The Australian Prudential Regulation Authority (APRA) has acknowledged that the number of trustee entities exiting the industry because they have decided not to pursue a Registrable Superannuation Entity (RSE) licence has placed stress on the major accounting and advisory firms helping them undertake the process.
APRA general manager, superannuation licensing, Tony Randle outlined to the Conference of Major Superannuation Fund the processes that needed to be followed before June 30 by those trustee entities that had opted not to pursue a licence.
“We are already seeing some stress placed on the professional firms that are doing diligence, valuations or final audits,” Randle said. “Trustees that are exiting need to ensure they have made arrangements with their administrators, actuaries and auditors so that the availability of professional services does not act as a roadblock.”

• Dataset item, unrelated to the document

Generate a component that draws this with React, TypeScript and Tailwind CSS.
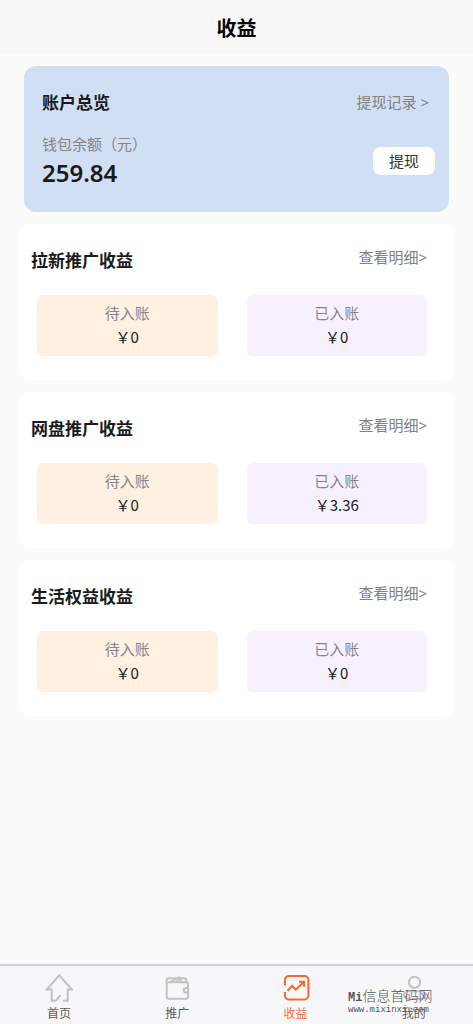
import type { ReactNode } from "react";
import clsx from "clsx";

const sections = [
  { title: "拉新推广收益", pending: "0", settled: "0" },
  { title: "网盘推广收益", pending: "0", settled: "3.36" },
  { title: "生活权益收益", pending: "0", settled: "0" },
];

const HomeIcon = () => (
  <path d="M11 26.7H6.7V15.5H1.7L14.3 1.3L26.8 15.5H22.7V26.7H18M11 26.7L15.6 20.8" />
);

const WalletIcon = () => (
  <>
    <path d="M25 13.5V10.2a2 2 0 0 0-2-2H3.7V22.8a2 2 0 0 0 2 2H23a2 2 0 0 0 2-2V19" />
    <path d="M3.7 8.2V6.2a2 2 0 0 1 2-2H21.5a1.6 1.6 0 0 1 1.6 1.6V8" />
    <path d="M7.5 7.8L16.4 3L18.8 7.8M12 7.8L17 5.2" strokeWidth="1.6" />
    <path d="M25.2 14H23a2.2 2.2 0 0 0 0 4.4H25.2Z" />
  </>
);

const ChartIcon = () => (
  <>
    <path d="M2.9 11.5V6a4 4 0 0 1 4-4H22.4a4 4 0 0 1 4 4V21.4a4 4 0 0 1-4 4H6.9a4 4 0 0 1-4-4V18" />
    <path d="M5.6 16.8L10.2 11.8L13.8 15.6L21.8 8" />
    <path d="M17 7.7H22.1V12.7" />
  </>
);

const PersonIcon = () => (
  <>
    <circle cx="14.5" cy="8.3" r="5.6" />
    <path d="M7.8 17.2H21.4a3.8 3.8 0 0 1 0 7.6H7.8a3.8 3.8 0 0 1 0-7.6Z" />
  </>
);

const tabs: { label: string; icon: ReactNode; active?: boolean }[] = [
  { label: "首页", icon: <HomeIcon /> },
  { label: "推广", icon: <WalletIcon /> },
  { label: "收益", icon: <ChartIcon />, active: true },
  { label: "我的", icon: <PersonIcon /> },
];

const AmountBox = ({
  label,
  amount,
  className,
}: {
  label: string;
  amount: string;
  className: string;
}) => (
  <div className={clsx("rounded-md pt-[6px] pb-[7px] text-center text-[15px] leading-6", className)}>
    <p className="text-[#868686]">{label}</p>
    <p className="font-['Noto_Sans_CJK_SC',sans-serif] text-[#1c1c1c]">￥{amount}</p>
  </div>
);

const EarningsCard = ({ title, pending, settled }: (typeof sections)[number]) => (
  <section className="rounded-xl bg-white pt-6 pb-6">
    <div className="flex items-start justify-between pl-3 pr-7">
      <h2 className="text-[17px] leading-[26px] font-bold text-[#1a1a1a]">{title}</h2>
      <a href="#" className="text-[15px] leading-[18px] text-[#808080]">
        查看明细&gt;
      </a>
    </div>
    <div className="mt-[21px] grid grid-cols-2 gap-[29px] pl-[18px] pr-7">
      <AmountBox label="待入账" amount={pending} className="bg-[#fff0e1]" />
      <AmountBox label="已入账" amount={settled} className="bg-[#f7f1ff]" />
    </div>
  </section>
);

export default function App() {
  return (
    <div className="flex min-h-screen flex-col bg-[#fbfbfb] font-['Noto_Sans','Noto_Sans_CJK_SC',sans-serif]">
      <header className="flex h-[54px] items-center justify-center bg-[#f8f8f8] pt-[3px]">
        <h1 className="text-[20px] leading-6 font-bold text-black">收益</h1>
      </header>

      <main className="flex-1 pb-6">
        <section className="mx-6 mt-3 rounded-xl bg-[#d1dff4] pt-6 pb-[22px] pl-[18px] pr-[14px]">
          <div className="flex items-start justify-between pr-[6px]">
            <h2 className="text-[17px] leading-[26px] font-bold text-[#1a1a1a]">账户总览</h2>
            <a href="#" className="text-[15px] leading-6 text-[#808080]">
              提现记录 &gt;
            </a>
          </div>
          <div className="mt-4 flex items-center justify-between">
            <div>
              <p className="text-[15px] leading-6 text-[#868686]">钱包余额（元）</p>
              <p className="text-[24px] leading-[34px] font-semibold text-[#1a1a1a]">259.84</p>
            </div>
            <button
              type="button"
              className="h-7 rounded-lg bg-white px-4 text-[15px] leading-6 text-[#333333]"
            >
              提现
            </button>
          </div>
        </section>

        <div className="mt-3 mr-[18px] ml-[19px] flex flex-col gap-3">
          {sections.map((section) => (
            <EarningsCard key={section.title} {...section} />
          ))}
        </div>
      </main>

      <nav className="relative grid grid-cols-4 border-t-2 border-[#d3d3d5] bg-[#f7f7fa]">
        {tabs.map(({ label, icon, active }) => (
          <a
            key={label}
            href="#"
            className={clsx(
              "flex flex-col items-center gap-1 pt-2 pb-[2px]",
              active ? "text-[#f4692f]" : "text-[#c2c2c2]"
            )}
          >
            <svg
              viewBox="0 0 28 28"
              className="size-7"
              fill="none"
              stroke="currentColor"
              strokeWidth="2"
              aria-hidden="true"
            >
              {icon}
            </svg>
            <span
              className={clsx("text-[12px] leading-4", active ? "text-[#f0703c]" : "text-[#5c5c5c]")}
            >
              {label}
            </span>
          </a>
        ))}
        <div className="pointer-events-none absolute top-[23px] right-10 w-[85px] whitespace-nowrap text-[#555555]">
          <p className="font-['Liberation_Mono','Noto_Sans_CJK_SC',monospace] text-[14px] leading-4 font-light">
            <span className="text-[12px] font-bold">Mi</span>信息首码网
          </p>
          <p className="font-['Liberation_Mono',monospace] text-[9px] leading-2">www.mixinxi.com</p>
        </div>
      </nav>
    </div>
  );
}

He said that, at this stage, he expected most of the work with respect to exiting funds to be completed ahead of the June 30 deadline, especially in regard to sale of assets, determination of member balances and reporting, and suggested it might be possible for limited residual issues to be handled by the incoming trustee where a successor fund route is chosen.
“The most important point, however, is that in any case no contributions can be received if the trustee is either unlicensed or the fund unregistered after June 30, 2006,” Randle said.
“In those, hopefully rare, circumstances where the exiting trustee has failed in its obligations to its members, APRA will appoint acting trustees post-June 30 to wind-up the fund and transfer members out. I would like to reiterate that APRA has no discretion to extend the June 30 statutory deadline.”